The Agency for Natural Resources and Energy, under Japan's trade ministry, on Thursday agreed in Moscow to a nonlegally binding, cooperative framework with the Russian oil monopoly, the agency said in a statement Friday in Tokyo.

Japan, which imports about 90 percent of its oil from the Middle East, is increasing its reliance on Russian energy assets such as oil, gas and uranium enrichment to ensure supply.

The accord follows a similar agreement the trade ministry signed in 2005 with OAO Gazprom, the world's largest natural-gas producer.

"The reciprocal relations would provide Japan with wider access to Russia's upstream oil-development projects," Masato Sasaki, senior deputy director of the Japanese agency's petroleum division, told reporters in Tokyo. "Financing for oil projects in Russia may be one of the areas that Japan can provide support in."

The two will form a committee to decide details of the tieup in oil exploration and production, refining and development of technologies used for oil projects, the agency said.

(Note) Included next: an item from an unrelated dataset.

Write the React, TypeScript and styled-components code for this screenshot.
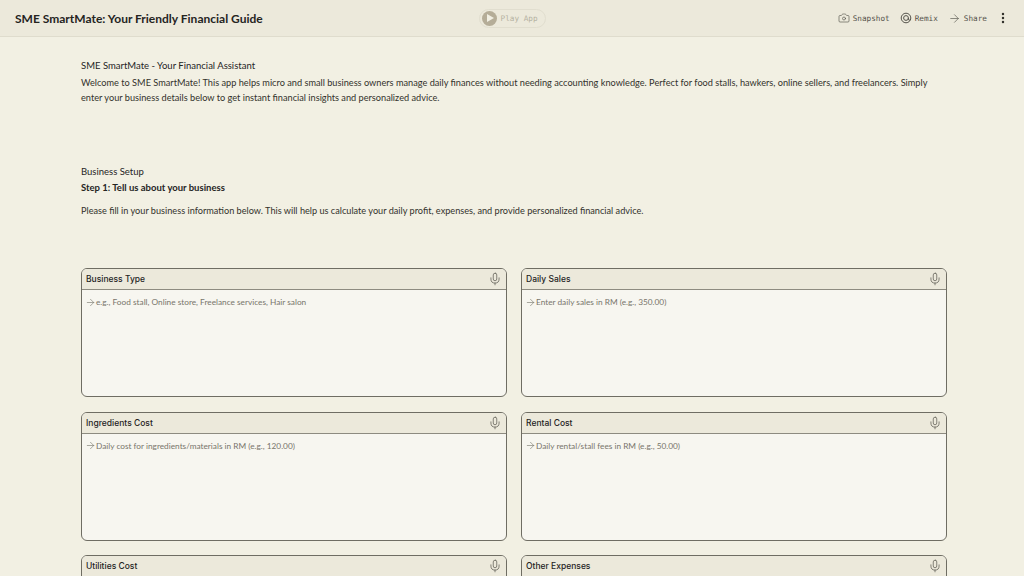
import React from 'react'
import styled, { createGlobalStyle } from 'styled-components'
import { Camera, ArrowRight, MoreVertical, Mic } from 'lucide-react'

const GlobalStyle = createGlobalStyle`
  html, body {
    margin: 0;
    height: 100%;
    overflow: hidden;
    background: #f2f0e3;
  }
  * {
    box-sizing: border-box;
  }
`

const fields = [
  { label: 'Business Type', hint: 'e.g., Food stall, Online store, Freelance services, Hair salon' },
  { label: 'Daily Sales', hint: 'Enter daily sales in RM (e.g., 350.00)' },
  { label: 'Ingredients Cost', hint: 'Daily cost for ingredients/materials in RM (e.g., 120.00)' },
  { label: 'Rental Cost', hint: 'Daily rental/stall fees in RM (e.g., 50.00)' },
  { label: 'Utilities Cost', hint: '' },
  { label: 'Other Expenses', hint: '' },
]

const RemixIcon = () => (
  <svg width="12" height="12" viewBox="0 0 12 12" fill="none" stroke="#55534b" strokeWidth="1">
    <circle cx="6" cy="6" r="4.8" />
    <circle cx="6" cy="6" r="2.4" />
    <path d="M8.4 6v1.2c0 1.2 1.6 1.2 2.4 0" />
  </svg>
)

const App: React.FC = () => (
  <Page>
    <GlobalStyle />
    <TopBar>
      <Title>SME SmartMate: Your Friendly Financial Guide</Title>
      <PlayButton>
        <PlayDisc>
          <svg width="8" height="8" viewBox="0 0 8 8">
            <path d="M1 0l7 4-7 4z" fill="#f1efe3" />
          </svg>
        </PlayDisc>
        Play App
      </PlayButton>
      <Actions>
        <Action>
          <Camera size={12} strokeWidth={1.3} />
          Snapshot
        </Action>
        <Action>
          <RemixIcon />
          Remix
        </Action>
        <Action>
          <ArrowRight size={13} strokeWidth={1.2} />
          Share
        </Action>
        <MoreButton>
          <MoreVertical size={14} color="#33322c" strokeWidth={2.2} />
        </MoreButton>
      </Actions>
    </TopBar>
    <Content>
      <Intro>
        <Line>SME SmartMate - Your Financial Assistant</Line>
        <Paragraph>
          Welcome to SME SmartMate! This app helps micro and small business owners manage daily finances without
          needing accounting knowledge. Perfect for food stalls, hawkers, online sellers, and freelancers. Simply
          enter your business details below to get instant financial insights and personalized advice.
        </Paragraph>
      </Intro>
      <Setup>
        <Line>Business Setup</Line>
        <StepTitle>Step 1: Tell us about your business</StepTitle>
        <Description>
          Please fill in your business information below. This will help us calculate your daily profit, expenses,
          and provide personalized financial advice.
        </Description>
      </Setup>
      <FieldGrid>
        {fields.map((field) => (
          <Field key={field.label}>
            <FieldHeader>
              {field.label}
              <Mic size={14} color="#55534b" strokeWidth={1.2} />
            </FieldHeader>
            <FieldBody>
              {field.hint && (
                <>
                  <HintArrow>
                    <ArrowRight size={11} strokeWidth={1.2} />
                  </HintArrow>
                  {field.hint}
                </>
              )}
            </FieldBody>
          </Field>
        ))}
      </FieldGrid>
    </Content>
  </Page>
)

const Page = styled.div`
  font-family: 'Lato', 'Noto Sans', sans-serif;
  color: #25241f;
`

const TopBar = styled.header`
  display: grid;
  grid-template-columns: 1fr auto 1fr;
  align-items: center;
  height: 37px;
  padding: 0 15px;
  background: #ece9db;
  border-bottom: 1px solid #dfdccd;
`

const Title = styled.h1`
  margin: 0;
  font-size: 12px;
  font-weight: 700;
  white-space: nowrap;
`

const PlayButton = styled.div`
  display: flex;
  align-items: center;
  gap: 4px;
  width: 67px;
  height: 19px;
  padding: 0 2px;
  border: 1px solid #e1decf;
  border-radius: 10px;
  font-family: 'DejaVu Sans Mono', monospace;
  font-size: 7.7px;
  color: #b5b2a2;
  white-space: nowrap;
`

const PlayDisc = styled.span`
  display: flex;
  align-items: center;
  justify-content: center;
  width: 15px;
  height: 15px;
  padding-left: 1px;
  border-radius: 50%;
  background: #b5ad98;
`

const Actions = styled.div`
  display: flex;
  align-items: center;
  justify-content: flex-end;
  gap: 10px;
  margin-right: -1px;
`

const Action = styled.span`
  display: flex;
  align-items: center;
  gap: 3px;
  font-family: 'DejaVu Sans Mono', monospace;
  font-size: 7.7px;
  color: #55534b;
  svg {
    color: #55534b;
  }
`

const MoreButton = styled.span`
  display: flex;
  margin-left: -1px;
`

const Content = styled.main`
  padding: 22px 77px 0 81px;
`

const Intro = styled.section`
  height: 106px;
`

const Line = styled.div`
  font-size: 9.5px;
  line-height: 13px;
`

const Paragraph = styled.p`
  margin: 4px 0 0;
  font-size: 9.2px;
  line-height: 14.5px;
  color: #33322c;
`

const Setup = styled.section`
  height: 103px;
`

const StepTitle = styled.div`
  margin-top: 3px;
  font-size: 9.5px;
  line-height: 13px;
  font-weight: 700;
`

const Description = styled.p`
  margin: 10px 0 0;
  font-size: 9.17px;
  line-height: 14px;
  color: #33322c;
`

const FieldGrid = styled.div`
  display: grid;
  grid-template-columns: 1fr 1fr;
  gap: 14.5px 14px;
`

const Field = styled.div`
  display: flex;
  flex-direction: column;
  height: 129px;
  background: #f7f6f0;
  border: 1px solid #6f6d63;
  border-radius: 6px;
  overflow: hidden;
`

const FieldHeader = styled.div`
  display: flex;
  align-items: center;
  justify-content: space-between;
  height: 21px;
  padding: 0 4px;
  flex-shrink: 0;
  background: #ece9db;
  border-bottom: 1px solid #8d8b80;
  font-family: 'Inter', 'Noto Sans', sans-serif;
  font-size: 8.5px;
  font-weight: 500;
`

const FieldBody = styled.div`
  display: flex;
  align-items: center;
  padding: 7px 4px;
  height: 24px;
  font-size: 8.28px;
  color: #77756b;
`

const HintArrow = styled.span`
  display: flex;
  margin-left: -1px;
  color: #66645a;
`

export default App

The proposed panel will hold at least one meeting every year.

Eastern Siberia and Sakhalin Island are two of the Russian oil fields that Japan is keen to tap into to reduce its reliance on Saudi Arabia and the United Arab Emirates for oil.

Japan has lobbied for the construction of the pipeline to Perevoznaya on Russia's Pacific coast from eastern Siberia in a bid to boost imports of crude produced in the area.